スタートから、技の切り売りで名利を求める、そうした生き方を私は否定してきました。そして自分の体験を通して、「このままではいけない」と考え至ったことを、思うだけではなく実行しようと少林寺拳法を始めた。
日本人は、他の民族よりも優れている、偉いだなんてバカなうぬぼれ。死んでも国や天皇、上にだけ忠を尽くすことをよしとし、個々の人間教育。縦にしか結束できない、横のつながり、団結が持てない人間関係…。そうしたこれまでの日本、日本人のあり方を、私なりの方法で、少しずつでもいいから変えていきたい。日本人同士だけじゃない、いろんな国の人たちと仲良く生きていける社会をつくりたい。

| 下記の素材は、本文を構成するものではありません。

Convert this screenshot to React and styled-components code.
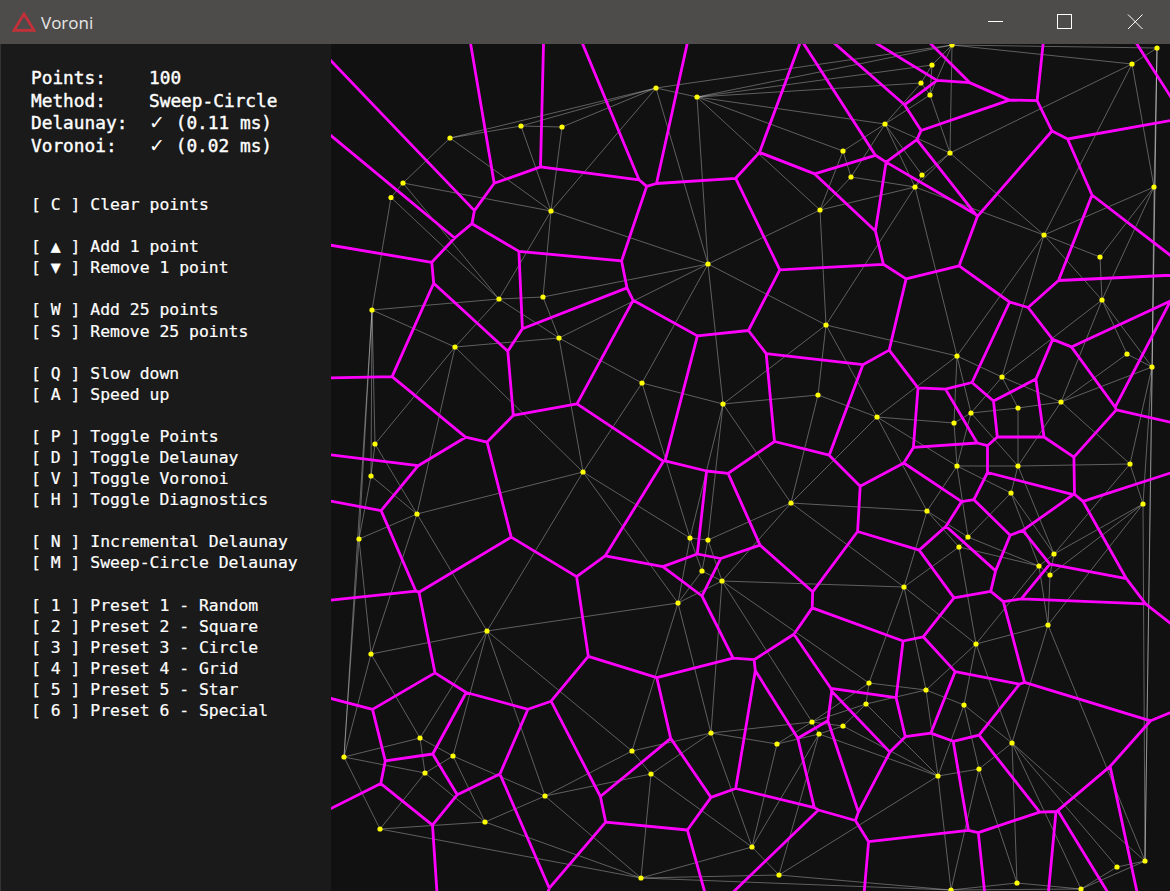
import React, { useMemo } from "react";
import styled, { createGlobalStyle } from "styled-components";

const GlobalStyle = createGlobalStyle`
  html, body {
    margin: 0;
    padding: 0;
    background: #111111;
  }
`;

const Window = styled.div`
  width: 1170px;
  height: 891px;
  display: flex;
  flex-direction: column;
  overflow: hidden;
`;

const TitleBar = styled.div`
  height: 44px;
  flex: none;
  display: flex;
  align-items: center;
  background: #4d4c4a;
  color: #e8e8e8;
`;

const AppIcon = styled.svg`
  width: 24px;
  height: 20px;
  margin: 0 5px 0 12px;
`;

const AppName = styled.div`
  flex: 1;
  font: 400 17px "Open Sans", "Noto Sans", sans-serif;
`;

const WinButton = styled.div`
  width: 70px;
  height: 44px;
  display: flex;
  align-items: center;
  justify-content: center;
`;

const Body = styled.div`
  flex: 1;
  display: flex;
  min-height: 0;
`;

const Sidebar = styled.div`
  width: 331px;
  flex: none;
  box-sizing: border-box;
  padding: 22.5px 0 0 30px;
  border-left: 1px solid #333333;
  background: #1a1a1a;
  color: #ffffff;
  font: 400 16.42px "DejaVu Sans Mono", "Liberation Mono", monospace;
  -webkit-text-stroke: 0.2px #ffffff;
`;

const Stats = styled.div`
  display: grid;
  grid-template-columns: 118px auto;
  grid-auto-rows: 22.6px;
  align-items: center;
  margin-bottom: 37.2px;
  font-size: 17.8px;
  -webkit-text-stroke: 0.4px #ffffff;
`;

const Check = styled.span`
  display: inline-block;
  width: 16px;
  font-family: "DejaVu Sans", sans-serif;
  font-size: 19px;
  line-height: 1;
  -webkit-text-stroke: 0;
`;

const HelpGroup = styled.div`
  margin-bottom: 21.08px;
`;

const HelpRow = styled.div`
  height: 21.08px;
  line-height: 21.08px;
  white-space: pre;
`;

const Canvas = styled.div`
  flex: 1;
  background: #111111;
`;

const Plot = styled.svg`
  display: block;
  width: 839px;
  height: 847px;
`;

const stats = [
  ["Points:", "100"],
  ["Method:", "Sweep-Circle"],
  ["Delaunay:", " (0.11 ms)", true],
  ["Voronoi:", " (0.02 ms)", true],
];

const help = [
  [["C", "Clear points"]],
  [["▲", "Add 1 point"], ["▼", "Remove 1 point"]],
  [["W", "Add 25 points"], ["S", "Remove 25 points"]],
  [["Q", "Slow down"], ["A", "Speed up"]],
  [["P", "Toggle Points"], ["D", "Toggle Delaunay"], ["V", "Toggle Voronoi"], ["H", "Toggle Diagnostics"]],
  [["N", "Incremental Delaunay"], ["M", "Sweep-Circle Delaunay"]],
  [
    ["1", "Preset 1 - Random"],
    ["2", "Preset 2 - Square"],
    ["3", "Preset 3 - Circle"],
    ["4", "Preset 4 - Grid"],
    ["5", "Preset 5 - Star"],
    ["6", "Preset 6 - Special"],
  ],
];

const points = [
  [656, 88], [697, 97], [521, 126], [562, 127], [450, 138], [403, 183], [391, 197.5], [551, 211],
  [708, 264], [499, 299], [543, 297], [372, 310], [952, 45], [1157, 48], [1132, 64], [932, 65],
  [921, 83], [930, 95], [885, 124], [843, 151], [950, 153], [851, 177], [922, 175], [915, 187],
  [820, 210], [1044, 235], [1154, 187], [1100, 257], [1102, 300], [826, 325], [455, 347], [559, 338],
  [642, 383], [723, 404], [375, 444], [371, 476], [417, 514], [583, 472], [359, 539], [690, 538],
  [708, 540], [702, 571], [722, 581], [678, 603], [957, 356], [1002, 377], [1127, 354], [1152, 367],
  [1061, 402], [1018, 408], [971, 413], [954, 423], [818, 395], [877, 417], [957, 466], [1018, 466],
  [1130, 464], [1011, 493], [1143, 504], [791, 503], [927, 511], [968, 537], [959, 547], [1054, 554],
  [1039, 566], [1050, 575], [904, 587], [487, 631], [371, 654], [420, 738], [453, 756], [344, 757],
  [425, 773], [632, 751], [711, 733], [651, 774], [545, 796], [485, 822], [380, 829], [641, 878],
  [1048, 625], [976, 644], [869, 683], [926, 690], [866, 704], [964, 705], [812, 722], [843, 726],
  [819, 734], [777, 744], [1012, 743], [979, 769], [938, 776], [1117, 867], [1145, 861], [1017, 883],
  [1081, 889], [951, 890], [752, 847], [779, 875],
];

function circumcircle(pts, a, b, c) {
  const [ax, ay] = pts[a];
  const [bx, by] = pts[b];
  const [cx, cy] = pts[c];
  const d = 2 * (ax * (by - cy) + bx * (cy - ay) + cx * (ay - by));
  const a2 = ax * ax + ay * ay;
  const b2 = bx * bx + by * by;
  const c2 = cx * cx + cy * cy;
  const x = (a2 * (by - cy) + b2 * (cy - ay) + c2 * (ay - by)) / d;
  const y = (a2 * (cx - bx) + b2 * (ax - cx) + c2 * (bx - ax)) / d;
  return { a, b, c, x, y, r2: (ax - x) ** 2 + (ay - y) ** 2 };
}

// Bowyer-Watson, then the dual edges of the triangles that are left
function buildDiagram(input) {
  const n = input.length;
  const far = 3e7;
  const pts = [...input, [-far, -far], [far, -far], [0, far]];
  let tris = [circumcircle(pts, n, n + 1, n + 2)];

  for (let i = 0; i < n; i++) {
    const [px, py] = pts[i];
    const bad = [];
    const keep = [];
    for (const t of tris) {
      if ((px - t.x) ** 2 + (py - t.y) ** 2 < t.r2) bad.push(t);
      else keep.push(t);
    }
    const count = new Map();
    for (const t of bad) {
      for (const [u, v] of [[t.a, t.b], [t.b, t.c], [t.c, t.a]]) {
        const key = u < v ? `${u}_${v}` : `${v}_${u}`;
        count.set(key, (count.get(key) || 0) + 1);
      }
    }
    for (const [key, c] of count) {
      if (c === 1) {
        const [u, v] = key.split("_").map(Number);
        keep.push(circumcircle(pts, u, v, i));
      }
    }
    tris = keep;
  }

  tris = tris.filter((t) => t.a < n && t.b < n && t.c < n);

  const edges = new Map();
  tris.forEach((t) => {
    for (const [u, v, w] of [[t.a, t.b, t.c], [t.b, t.c, t.a], [t.c, t.a, t.b]]) {
      const key = u < v ? `${u}_${v}` : `${v}_${u}`;
      if (!edges.has(key)) edges.set(key, { u, v, w, owners: [] });
      edges.get(key).owners.push(t);
    }
  });

  const delaunay = [];
  const voronoi = [];
  for (const { u, v, w, owners } of edges.values()) {
    delaunay.push([pts[u], pts[v]]);
    if (owners.length === 2) {
      voronoi.push([[owners[0].x, owners[0].y], [owners[1].x, owners[1].y]]);
    } else {
      // hull edge: ray going away from the third corner
      let dx = pts[v][1] - pts[u][1];
      let dy = pts[u][0] - pts[v][0];
      const side = dx * (pts[w][0] - pts[u][0]) + dy * (pts[w][1] - pts[u][1]);
      if (side > 0) {
        dx = -dx;
        dy = -dy;
      }
      const len = Math.hypot(dx, dy);
      const c = owners[0];
      voronoi.push([[c.x, c.y], [c.x + (dx / len) * 3000, c.y + (dy / len) * 3000]]);
    }
  }
  return { delaunay, voronoi };
}

function toPath(segments) {
  return segments
    .map(([p, q]) => `M${p[0].toFixed(1)} ${p[1].toFixed(1)}L${q[0].toFixed(1)} ${q[1].toFixed(1)}`)
    .join("");
}

export default function App() {
  const { delaunay, voronoi } = useMemo(() => buildDiagram(points), []);

  return (
    <>
      <GlobalStyle />
      <Window>
        <TitleBar>
          <AppIcon viewBox="0 0 24 20">
            <path d="M12 2 L22 18.3 H2 Z" fill="none" stroke="#c4303a" strokeWidth="2.7" />
          </AppIcon>
          <AppName>Voroni</AppName>
          <WinButton>
            <svg width="16" height="2" viewBox="0 0 16 2">
              <path d="M1 0.5H16" stroke="#ffffff" strokeWidth="1" />
            </svg>
          </WinButton>
          <WinButton>
            <svg width="16" height="16" viewBox="0 0 16 16">
              <rect x="0.5" y="0.5" width="14" height="14" fill="none" stroke="#ffffff" strokeWidth="1" />
            </svg>
          </WinButton>
          <WinButton>
            <svg width="16" height="16" viewBox="0 0 16 16">
              <path d="M1 0.5L15.5 15M15.5 0.5L1 15" stroke="#ffffff" strokeWidth="1" />
            </svg>
          </WinButton>
        </TitleBar>
        <Body>
          <Sidebar>
            <Stats>
              {stats.map(([label, value, ok]) => (
                <React.Fragment key={label}>
                  <div>{label}</div>
                  <div>
                    {ok && <Check>✓</Check>}
                    {value}
                  </div>
                </React.Fragment>
              ))}
            </Stats>
            {help.map((group) => (
              <HelpGroup key={group[0][0]}>
                {group.map(([key, label]) => (
                  <HelpRow key={key}>{`[ ${key} ] ${label}`}</HelpRow>
                ))}
              </HelpGroup>
            ))}
          </Sidebar>
          <Canvas>
            <Plot viewBox="331 44 839 847">
              {delaunay.map(([p, q]) => (
                <line
                  key={`${p[0]}_${p[1]}_${q[0]}_${q[1]}`}
                  x1={p[0]}
                  y1={p[1]}
                  x2={q[0]}
                  y2={q[1]}
                  stroke="#ffffff"
                  strokeOpacity="0.33"
                  strokeWidth="1"
                />
              ))}
              <path d={toPath(voronoi)} stroke="#ff00ff" strokeWidth="2.8" fill="none" />
              {points.map(([x, y]) => (
                <circle key={`${x}_${y}`} cx={x} cy={y} r="2.6" fill="#ffff00" />
              ))}
            </Plot>
          </Canvas>
        </Body>
      </Window>
    </>
  );
}
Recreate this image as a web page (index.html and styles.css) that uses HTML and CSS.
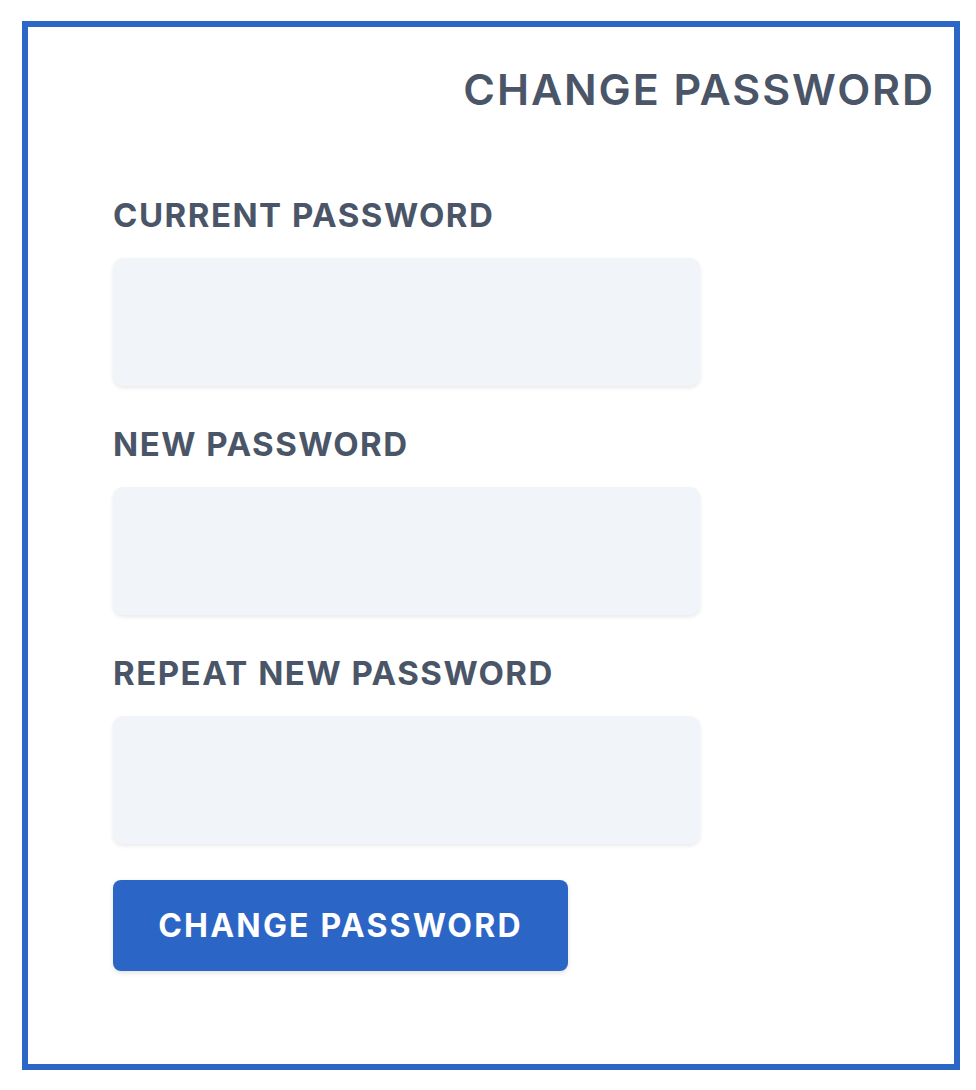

言葉を換え、それぞれに近づけ言うなら、「己自身をまず対象にした人間改造」、これですね。しかも人によって人生の転機は異なるから、それが何であれ、きっかけ、つまり自分を変えていこうとするときに必要となる手がかり、とっかかりは各人各様、何であってもいいと私は思ってる。
たとえばうちの、互いに合掌し手を握り合い始める練習の形。手を握り合ったり抱き合ったりは、普通は知り合い仲よくなろうの意思表示です。またより深い意味を込めて言うなら、ときには相互理解や協力、和解のしるしともなり得る、意義ある行為でもある。だったら単なる習慣、白々しい一動作にしてしまうのではなく、こうした行為の持つ価値を、折に触れ振り返り考えてしかるべきだよな。
己と他との関係、我も存在するが我以外の、自分とはさまざまに違った他も存在するという、このわかりきったようですぐ忘れてしまう人間社会の事実を認識していく。しかも自他共楽の存在・関係を認識する仲で、自分のことだけでなく、せめて半分は他人の気持ちやら幸せを考えられる人間に自らを変えていく。これが私たちの在り方だし、私との出会いが、そうした自己変革への一つの契機になってくれればいいということです。